报告题目：Multifunctional and stimuli responsive polypeptides
报 告 人：Timothy Deming教授 Chemistry and Biochemistry Department and Bioengineering Department, UCLA
Timothy J. Deming received a B.S. in Chemistry from the University of California, Irvine in 1989, and graduated with a Ph.D. in Chemistry from the University of California, Berkeley, in 1993. After a NIH postdoctoral fellowship at the University of Massachusetts, Amherst with David Tirrell, he joined the faculty in the Materials Department at the University of California, Santa Barbara in 1995. Here he held a joint appointment in the Materials and Chemistry Departments where he was promoted to Associate Professor in 1999 and Full Professor in 2003. His appointment is now as Professor of Bioengineering and Professor of Chemistry and Biochemistry at the University of California Los Angeles.
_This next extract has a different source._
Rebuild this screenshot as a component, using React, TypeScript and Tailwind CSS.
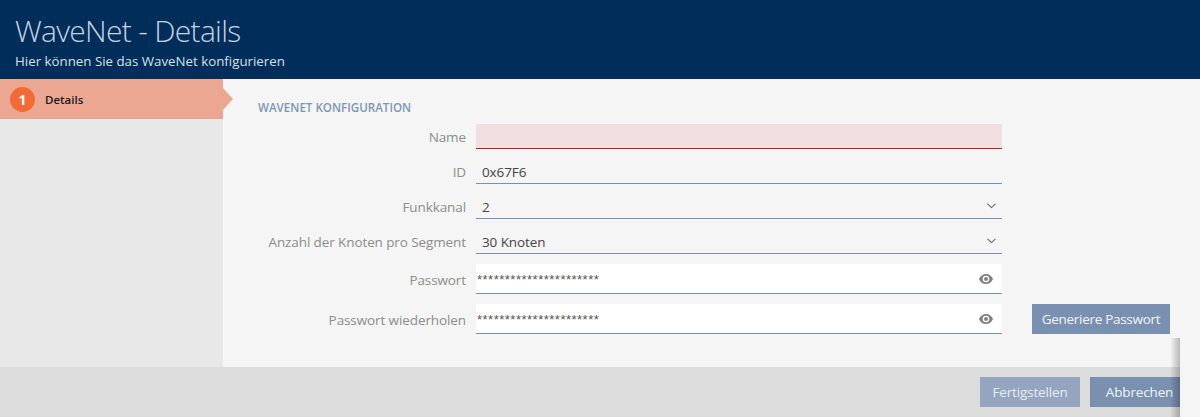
import React from "react";

const labelCls = "w-[218px] pr-[10px] pt-[2px] text-right text-[13.5px] tracking-[-0.1px] text-[#8c8c8c] shrink-0";

function Chevron() {
  return (
    <svg width="9" height="6" viewBox="0 0 9 6" className="shrink-0" fill="none">
      <path d="M0.5 0.8 L4.500 4.600 L8.500 0.800" stroke="#666666" strokeWidth="1.1" />
    </svg>
  );
}

function Eye() {
  return (
    <svg width="14" height="10" viewBox="0 0 14 10" className="shrink-0">
      <path fillRule="evenodd" fill="#808080" d="M7 0C3.8 0 1.2 2 0 5c1.2 3 3.8 5 7 5s5.800-2 7-5c-1.200-3-3.800-5-7-5Zm0 8.300A3.300 3.300 0 1 1 7 1.700a3.300 3.300 0 0 1 0 6.600Zm0-5.300a2 2 0 1 0 0 4 2 2 0 0 0 0-4Z" />
    </svg>
  );
}

function Row({ label, children, className }: { label: string; children: React.ReactNode; className: string }) {
  return (
    <div className={"flex items-center " + className}>
      <div className={labelCls}>{label}</div>
      {children}
    </div>
  );
}

function Value({ text, select }: { text: string; select?: boolean }) {
  return (
    <div className="w-[526px] h-[25px] border-b border-[#7a90b0] pl-[6px] pr-[6px] flex items-center justify-between text-[13.5px] tracking-[-0.1px] text-[#444444]">
      <span className="mt-[2px]">{text}</span>
      {select && <Chevron />}
    </div>
  );
}

function Password() {
  return (
    <div className="w-[526px] h-[30px] bg-white border-b border-[#7a90b0] pl-[1px] pr-[9px] flex items-center justify-between">
      <span className="text-[13px] tracking-[0.5px] leading-[16px] mt-[2px] text-[#555555] font-['Liberation_Sans',sans-serif]">**********************</span>
      <Eye />
    </div>
  );
}

export default function App() {
  return (
    <div className="relative w-[1200px] h-[417px] overflow-hidden flex flex-col bg-[#f5f5f5] font-['Open_Sans',sans-serif]">
      <header className="h-[79px] shrink-0 bg-[#002d59] pl-[15px] pt-[10px]">
        <h1 className="text-[30px] leading-[41px] tracking-[-0.7px] font-light text-[#c4d3e2]">WaveNet - Details</h1>
        <p className="text-[13.3px] leading-[18px] mt-[1px] text-[#d5e0ea]">Hier können Sie das WaveNet konfigurieren</p>
      </header>
      <div className="flex flex-1 min-h-0">
        <aside className="w-[223px] shrink-0 bg-[#e8e8e8]">
          <div className="relative h-[40px] bg-[#eba792] pl-[10px] flex items-center gap-[10px]">
            <div className="w-[25px] h-[25px] rounded-full bg-[#f26a35] text-white text-[14px] font-bold flex items-center justify-center">1</div>
            <span className="text-[11.5px] leading-[14px] mt-[2px] font-semibold text-[#1a1a1a]">Details</span>
            <div className="absolute left-[223px] top-[9px] border-y-[11px] border-y-transparent border-l-[10px] border-l-[#eba792]" />
          </div>
        </aside>
        <main className="flex-1 pl-[35px] pt-[22px] pr-[30px] flex flex-col">
          <h2 className="text-[11.6px] leading-[14px] mb-[-1px] font-semibold text-[#7f95b6] uppercase">WaveNet Konfiguration</h2>
          <Row label="Name" className="mt-[10px]">
            <div className="w-[526px] h-[25px] bg-[#f2e0e0] border-b border-[#c41f1f]" />
          </Row>
          <Row label="ID" className="mt-[10px]"><Value text="0x67F6" /></Row>
          <Row label="Funkkanal" className="mt-[10px]"><Value text="2" select /></Row>
          <Row label="Anzahl der Knoten pro Segment" className="mt-[10px]"><Value text="30 Knoten" select /></Row>
          <Row label="Passwort" className="mt-[10px]"><Password /></Row>
          <Row label="Passwort wiederholen" className="mt-[10px]">
            <Password />
            <button className="ml-[30px] w-[138px] h-[30px] bg-[#7a90b0] text-[#f2f5f8] text-[13.5px] tracking-[-0.3px]">Generiere Passwort</button>
          </Row>
        </main>
      </div>
      <footer className="h-[50px] shrink-0 bg-[#dcdcdc] flex justify-end items-start pt-[10px] pr-[20px] overflow-hidden">
        <div className="flex gap-[10px]">
          <button className="w-[100px] h-[30px] bg-[#93a5bf] text-[#e8ecf2] text-[13.5px] tracking-[-0.15px]">Fertigstellen</button>
          <button className="w-[90px] h-[30px] bg-[#7a90b0] text-[#f2f5f8] text-[13.5px] tracking-[-0.15px] pl-[9px]">Abbrechen</button>
        </div>
      </footer>
      <div className="absolute left-[1170px] top-[338px] bottom-0 w-[10px] bg-gradient-to-r from-transparent to-[#00000040]" />
      <div className="absolute left-[1180px] top-[338px] bottom-0 right-0 bg-[#f5f5f5]" />
    </div>
  );
}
He served as the Chairman of the Bioengineering Department at UCLA from 2006 to2011. He is a leader in the fields of polypeptide synthesis, self-assembly of block copolypeptides, and use of polypeptides in biology, for which he has received awards from the National Science Foundation, the Office of Naval Research, The Arnold and Mabel Beckman Foundation, the Alfred P. Sloan Foundation, the Camille and Henry Dreyfus Foundation, the Materials Research Society, and the IUPAC Macromolecular Division. He is a Fellow of the American Institute of Medical and Biological Engineering, and recently received the Fulbright-Tocqueville Distinguished Chair Award.
Our lab has pursued development of synthetic methods to allow incorporation of unprecedented levels of functionality into polypeptide materials. We report on the design and properties of stimuli responsive polypeptide motifs that are able to respond differently to different individual stimuli, such as redox, temperature, or enzymes. These materials allow multimodal switching of polypeptide properties to obtain desirable features, such as coupled responses to multiple external inputs. The reversible, multi-responsive nature of these polypeptides makes them particularly attractive as components in molecular devices or nanoscale assemblies capable of sequential, or triggered, responses to different stimuli, akin to switches capable of performing Boolean-like operations. The incorporation of these motifs into self-assembled materials such as hydrogels will be described.